* **REQUIREMENTS**
Output the full listing below exactly as it reads, and skip anything that is a picture.

* **AVAILABLE DATA**
##########

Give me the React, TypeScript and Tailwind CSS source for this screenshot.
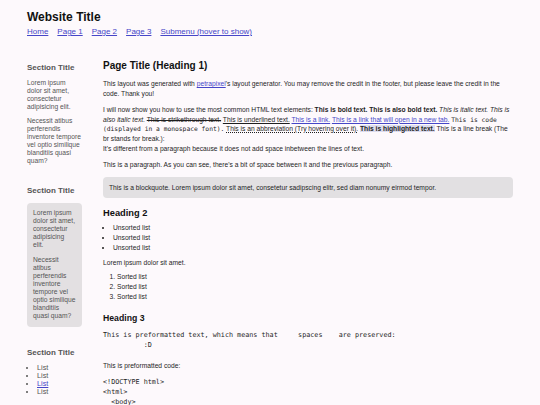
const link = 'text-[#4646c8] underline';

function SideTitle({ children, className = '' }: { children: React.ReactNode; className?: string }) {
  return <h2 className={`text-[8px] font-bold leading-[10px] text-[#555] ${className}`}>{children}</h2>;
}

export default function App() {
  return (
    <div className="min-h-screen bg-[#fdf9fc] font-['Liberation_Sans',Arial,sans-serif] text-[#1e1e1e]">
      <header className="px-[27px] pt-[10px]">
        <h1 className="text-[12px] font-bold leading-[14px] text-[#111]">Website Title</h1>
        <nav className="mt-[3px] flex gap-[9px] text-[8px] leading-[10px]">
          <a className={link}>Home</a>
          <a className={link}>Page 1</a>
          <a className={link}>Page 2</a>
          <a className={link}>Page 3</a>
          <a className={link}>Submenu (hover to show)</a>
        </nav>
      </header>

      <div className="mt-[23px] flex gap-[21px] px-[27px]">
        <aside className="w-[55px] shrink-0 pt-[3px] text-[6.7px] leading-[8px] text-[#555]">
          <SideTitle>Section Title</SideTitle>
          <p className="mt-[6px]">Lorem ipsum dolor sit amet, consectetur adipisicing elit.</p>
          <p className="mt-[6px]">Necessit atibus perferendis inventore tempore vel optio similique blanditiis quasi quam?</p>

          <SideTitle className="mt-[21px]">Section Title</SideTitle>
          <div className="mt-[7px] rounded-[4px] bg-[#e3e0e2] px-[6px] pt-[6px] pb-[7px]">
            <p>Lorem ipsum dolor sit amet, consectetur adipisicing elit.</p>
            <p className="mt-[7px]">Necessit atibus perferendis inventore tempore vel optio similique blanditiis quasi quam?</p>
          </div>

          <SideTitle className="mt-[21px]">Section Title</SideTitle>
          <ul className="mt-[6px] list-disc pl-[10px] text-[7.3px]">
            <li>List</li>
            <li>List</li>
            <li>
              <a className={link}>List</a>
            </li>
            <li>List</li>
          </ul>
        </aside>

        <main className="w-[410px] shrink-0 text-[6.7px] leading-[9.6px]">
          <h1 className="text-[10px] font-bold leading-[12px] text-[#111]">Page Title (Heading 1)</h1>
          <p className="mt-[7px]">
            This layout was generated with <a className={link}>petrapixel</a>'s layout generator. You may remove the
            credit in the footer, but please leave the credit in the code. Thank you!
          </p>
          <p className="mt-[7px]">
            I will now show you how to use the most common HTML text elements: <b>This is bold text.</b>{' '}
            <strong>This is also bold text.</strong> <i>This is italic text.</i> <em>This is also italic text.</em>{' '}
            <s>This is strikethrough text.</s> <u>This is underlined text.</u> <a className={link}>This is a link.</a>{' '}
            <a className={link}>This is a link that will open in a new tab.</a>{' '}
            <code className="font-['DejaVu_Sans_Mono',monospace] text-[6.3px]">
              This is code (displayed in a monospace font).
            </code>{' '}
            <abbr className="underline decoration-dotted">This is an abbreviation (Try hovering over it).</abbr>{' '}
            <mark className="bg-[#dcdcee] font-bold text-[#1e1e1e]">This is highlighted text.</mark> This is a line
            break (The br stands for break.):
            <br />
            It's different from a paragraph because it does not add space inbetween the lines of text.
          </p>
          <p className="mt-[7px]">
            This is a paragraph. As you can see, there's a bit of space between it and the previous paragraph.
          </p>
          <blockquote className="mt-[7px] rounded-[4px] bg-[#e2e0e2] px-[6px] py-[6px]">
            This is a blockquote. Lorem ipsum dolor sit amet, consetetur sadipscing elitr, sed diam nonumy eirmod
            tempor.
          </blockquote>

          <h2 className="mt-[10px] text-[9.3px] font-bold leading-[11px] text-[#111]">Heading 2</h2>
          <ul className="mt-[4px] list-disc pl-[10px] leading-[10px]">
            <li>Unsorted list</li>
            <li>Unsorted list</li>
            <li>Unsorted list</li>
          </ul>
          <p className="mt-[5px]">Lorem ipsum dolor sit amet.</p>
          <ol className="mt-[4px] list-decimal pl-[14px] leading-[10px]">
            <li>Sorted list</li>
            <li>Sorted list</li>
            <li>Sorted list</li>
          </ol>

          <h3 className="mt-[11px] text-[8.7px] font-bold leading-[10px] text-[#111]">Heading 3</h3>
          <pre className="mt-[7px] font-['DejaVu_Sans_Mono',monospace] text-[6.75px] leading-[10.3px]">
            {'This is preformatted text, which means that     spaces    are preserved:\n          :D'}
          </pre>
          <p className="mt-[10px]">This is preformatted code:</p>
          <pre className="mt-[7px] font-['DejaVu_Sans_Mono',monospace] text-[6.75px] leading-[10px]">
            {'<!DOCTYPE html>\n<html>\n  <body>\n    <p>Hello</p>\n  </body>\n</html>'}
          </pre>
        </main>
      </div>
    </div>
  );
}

##########

* **WRITTEN RESPONSE**
Give me the React, TypeScript and Tailwind CSS source for this screenshot.
const link = 'text-[#4646c8] underline';

function SideTitle({ children, className = '' }: { children: React.ReactNode; className?: string }) {
  return <h2 className={`text-[8px] font-bold leading-[10px] text-[#555] ${className}`}>{children}</h2>;
}

export default function App() {
  return (
    <div className="min-h-screen bg-[#fdf9fc] font-['Liberation_Sans',Arial,sans-serif] text-[#1e1e1e]">
      <header className="px-[27px] pt-[10px]">
        <h1 className="text-[12px] font-bold leading-[14px] text-[#111]">Website Title</h1>
        <nav className="mt-[3px] flex gap-[9px] text-[8px] leading-[10px]">
          <a className={link}>Home</a>
          <a className={link}>Page 1</a>
          <a className={link}>Page 2</a>
          <a className={link}>Page 3</a>
          <a className={link}>Submenu (hover to show)</a>
        </nav>
      </header>

      <div className="mt-[23px] flex gap-[21px] px-[27px]">
        <aside className="w-[55px] shrink-0 pt-[3px] text-[6.7px] leading-[8px] text-[#555]">
          <SideTitle>Section Title</SideTitle>
          <p className="mt-[6px]">Lorem ipsum dolor sit amet, consectetur adipisicing elit.</p>
          <p className="mt-[6px]">Necessit atibus perferendis inventore tempore vel optio similique blanditiis quasi quam?</p>

          <SideTitle className="mt-[21px]">Section Title</SideTitle>
          <div className="mt-[7px] rounded-[4px] bg-[#e3e0e2] px-[6px] pt-[6px] pb-[7px]">
            <p>Lorem ipsum dolor sit amet, consectetur adipisicing elit.</p>
            <p className="mt-[7px]">Necessit atibus perferendis inventore tempore vel optio similique blanditiis quasi quam?</p>
          </div>

          <SideTitle className="mt-[21px]">Section Title</SideTitle>
          <ul className="mt-[6px] list-disc pl-[10px] text-[7.3px]">
            <li>List</li>
            <li>List</li>
            <li>
              <a className={link}>List</a>
            </li>
            <li>List</li>
          </ul>
        </aside>

        <main className="w-[410px] shrink-0 text-[6.7px] leading-[9.6px]">
          <h1 className="text-[10px] font-bold leading-[12px] text-[#111]">Page Title (Heading 1)</h1>
          <p className="mt-[7px]">
            This layout was generated with <a className={link}>petrapixel</a>'s layout generator. You may remove the
            credit in the footer, but please leave the credit in the code. Thank you!
          </p>
          <p className="mt-[7px]">
            I will now show you how to use the most common HTML text elements: <b>This is bold text.</b>{' '}
            <strong>This is also bold text.</strong> <i>This is italic text.</i> <em>This is also italic text.</em>{' '}
            <s>This is strikethrough text.</s> <u>This is underlined text.</u> <a className={link}>This is a link.</a>{' '}
            <a className={link}>This is a link that will open in a new tab.</a>{' '}
            <code className="font-['DejaVu_Sans_Mono',monospace] text-[6.3px]">
              This is code (displayed in a monospace font).
            </code>{' '}
            <abbr className="underline decoration-dotted">This is an abbreviation (Try hovering over it).</abbr>{' '}
            <mark className="bg-[#dcdcee] font-bold text-[#1e1e1e]">This is highlighted text.</mark> This is a line
            break (The br stands for break.):
            <br />
            It's different from a paragraph because it does not add space inbetween the lines of text.
          </p>
          <p className="mt-[7px]">
            This is a paragraph. As you can see, there's a bit of space between it and the previous paragraph.
          </p>
          <blockquote className="mt-[7px] rounded-[4px] bg-[#e2e0e2] px-[6px] py-[6px]">
            This is a blockquote. Lorem ipsum dolor sit amet, consetetur sadipscing elitr, sed diam nonumy eirmod
            tempor.
          </blockquote>

          <h2 className="mt-[10px] text-[9.3px] font-bold leading-[11px] text-[#111]">Heading 2</h2>
          <ul className="mt-[4px] list-disc pl-[10px] leading-[10px]">
            <li>Unsorted list</li>
            <li>Unsorted list</li>
            <li>Unsorted list</li>
          </ul>
          <p className="mt-[5px]">Lorem ipsum dolor sit amet.</p>
          <ol className="mt-[4px] list-decimal pl-[14px] leading-[10px]">
            <li>Sorted list</li>
            <li>Sorted list</li>
            <li>Sorted list</li>
          </ol>

          <h3 className="mt-[11px] text-[8.7px] font-bold leading-[10px] text-[#111]">Heading 3</h3>
          <pre className="mt-[7px] font-['DejaVu_Sans_Mono',monospace] text-[6.75px] leading-[10.3px]">
            {'This is preformatted text, which means that     spaces    are preserved:\n          :D'}
          </pre>
          <p className="mt-[10px]">This is preformatted code:</p>
          <pre className="mt-[7px] font-['DejaVu_Sans_Mono',monospace] text-[6.75px] leading-[10px]">
            {'<!DOCTYPE html>\n<html>\n  <body>\n    <p>Hello</p>\n  </body>\n</html>'}
          </pre>
        </main>
      </div>
    </div>
  );
}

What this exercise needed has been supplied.